Bridge Message Rejection: The protocol operates over multiple chains using LayerZero as connector. The protocol does not implement any fallback functionality, in case a message is rejected by the smart contract at Avalanche Subnet or Solana side, the funds would not be automatically returned to the user.
Flexibility and Risk in Contract Upgrades: The project's contracts are upgradable, allowing the administrator to update the contract logic at any time. While this provides flexibility in addressing issues and evolving the project, it also introduces risks if upgrade processes are not properly managed or secured, potentially allowing for unauthorized changes that could compromise the project's integrity and security.
Findings
Code ― | Title | Status | Severity | |
|---|---|---|---|---|
| F-2025-1073 | Arbitrary Funds Destination due to Lack of Accounts Validation in LzReceive | fixed | High | |
| F-2025-1010 | Pause Functionality Implemented Partially | fixed | Medium | |
| F-2025-1010 | Arbitrary LayerZero Endpoint Program | fixed | Medium | |
| F-2025-1010 | Supported Tokens List Functionality Implemented Partially | fixed | Medium | |
| F-2025-1010 | Redundant Bumps Recalculation | fixed | Low | |
| F-2025-1010 | Inconsistent Deposit Pause Functionality | fixed | Observation | |
| F-2025-1010 | Redundant Getter Instruction | fixed | Observation | |
| F-2025-1010 | Redundant Account Initializations | fixed | Observation | |
| F-2025-1010 | Redundant Portfolio PDA Fields | fixed | Observation | |
| F-2025-1011 | Floating Toolchain Version | fixed | Observation |
Identify vulnerabilities in your smart contracts.
Appendix 1. Definitions
Severities
When auditing smart contracts, Hacken is using a risk-based approach that considers Likelihood, Impact, Exploitability and Complexity metrics to evaluate findings and score severities.
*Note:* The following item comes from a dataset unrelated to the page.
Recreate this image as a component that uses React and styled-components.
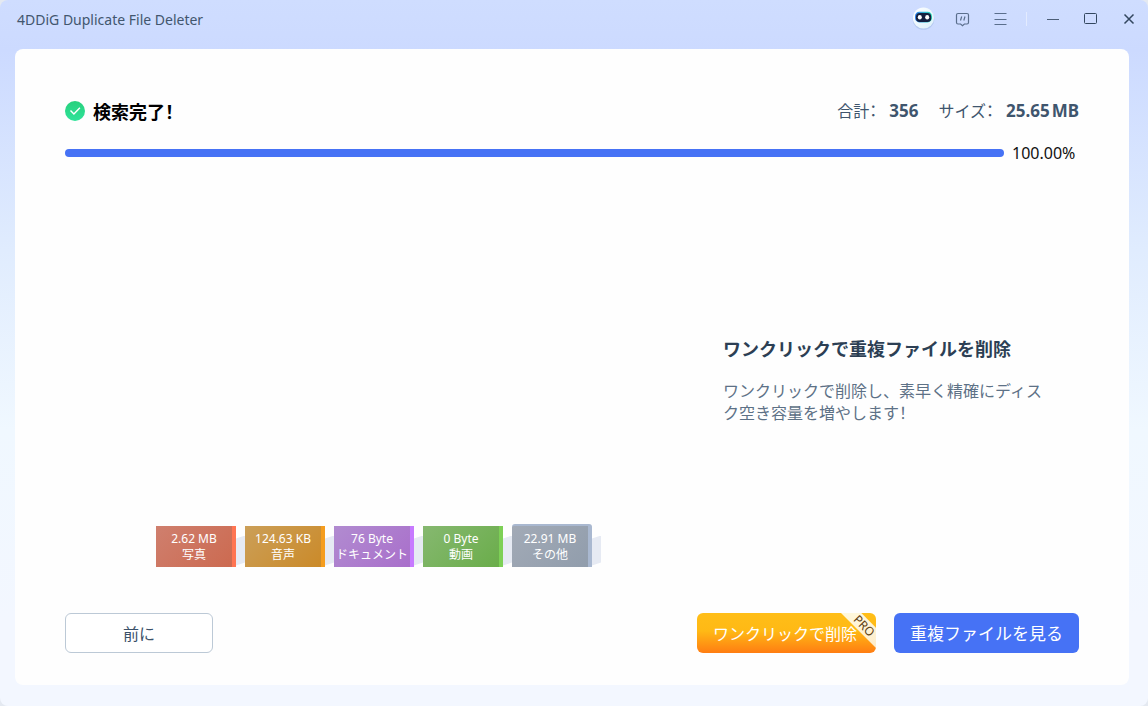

Reference on how risk scoring is done is available through the repository in our Github organization:
Severity | Description |
|---|---|
Critical | Critical vulnerabilities are usually straightforward to exploit and can lead to the loss of user funds or contract state manipulation. |
High | High vulnerabilities are usually harder to exploit, requiring specific conditions, or have a more limited scope, but can still lead to the loss of user funds or contract state manipulation. |
Medium | Medium vulnerabilities are usually limited to state manipulations and, in most cases, cannot lead to asset loss. Contradictions and requirements violations. Major deviations from best practices are also in this category. |
Low | Major deviations from best practices or major Gas inefficiency. These issues will not have a significant impact on code execution. |
Severity
- Critical
Description
- Critical vulnerabilities are usually straightforward to exploit and can lead to the loss of user funds or contract state manipulation.
Severity
- High
Description
- High vulnerabilities are usually harder to exploit, requiring specific conditions, or have a more limited scope, but can still lead to the loss of user funds or contract state manipulation.
Severity
- Medium
Description
- Medium vulnerabilities are usually limited to state manipulations and, in most cases, cannot lead to asset loss. Contradictions and requirements violations. Major deviations from best practices are also in this category.
Severity
- Low
Description
- Major deviations from best practices or major Gas inefficiency. These issues will not have a significant impact on code execution.
Potential Risks
The "Potential Risks" section identifies issues that are not direct security vulnerabilities but could still affect the project’s performance, reliability, or user trust. These risks arise from design choices, architectural decisions, or operational practices that, while not immediately exploitable, may lead to problems under certain conditions. Additionally, potential risks can impact the quality of the audit itself, as they may involve external factors or components beyond the scope of the audit, leading to incomplete assessments or oversight of key areas. This section aims to provide a broader perspective on factors that could affect the project's long-term security, functionality, and the comprehensiveness of the audit findings.
Appendix 2. Scope
The scope of the project includes the following smart contracts from the provided repository:
Scope Details | |
|---|---|
| Repository | https://github.com/Dexalot/contracts→ |
| Initial Commit | 09afb2bbb15fe9d36a180152149d8aa056d99db8 |
| Final Commit | e5ead8e310da5638909a0e33f3f4493c324463fd |
| Whitepaper | https://docs.dexalot.com/en/articles/litepaper→ |
| Requirements | https://docs.dexalot.com→ |
| Technical Requirements | solana/README.md |
Scope Details
- Repository
- https://github.com/Dexalot/contracts→
- Initial Commit
- 09afb2bbb15fe9d36a180152149d8aa056d99db8
- Final Commit
- e5ead8e310da5638909a0e33f3f4493c324463fd
- Requirements
- https://docs.dexalot.com→
- Technical Requirements
- solana/README.md
Assets in Scope
Appendix 3. Additional Valuables
Additional Recommendations
The smart contracts in the scope of this audit could benefit from the introduction of automatic emergency actions for critical activities, such as unauthorized operations like ownership changes or proxy upgrades, as well as unexpected fund manipulations, including large withdrawals or minting events. Adding such mechanisms would enable the protocol to react automatically to unusual activity, ensuring that the contract remains secure and functions as intended.
To improve functionality, these emergency actions could be designed to trigger under specific conditions, such as:
Detecting changes to ownership or critical permissions.
Monitoring large or unexpected transactions and minting events.
Pausing operations when irregularities are identified.
These enhancements would provide an added layer of security, making the contract more robust and better equipped to handle unexpected situations while maintaining smooth operations.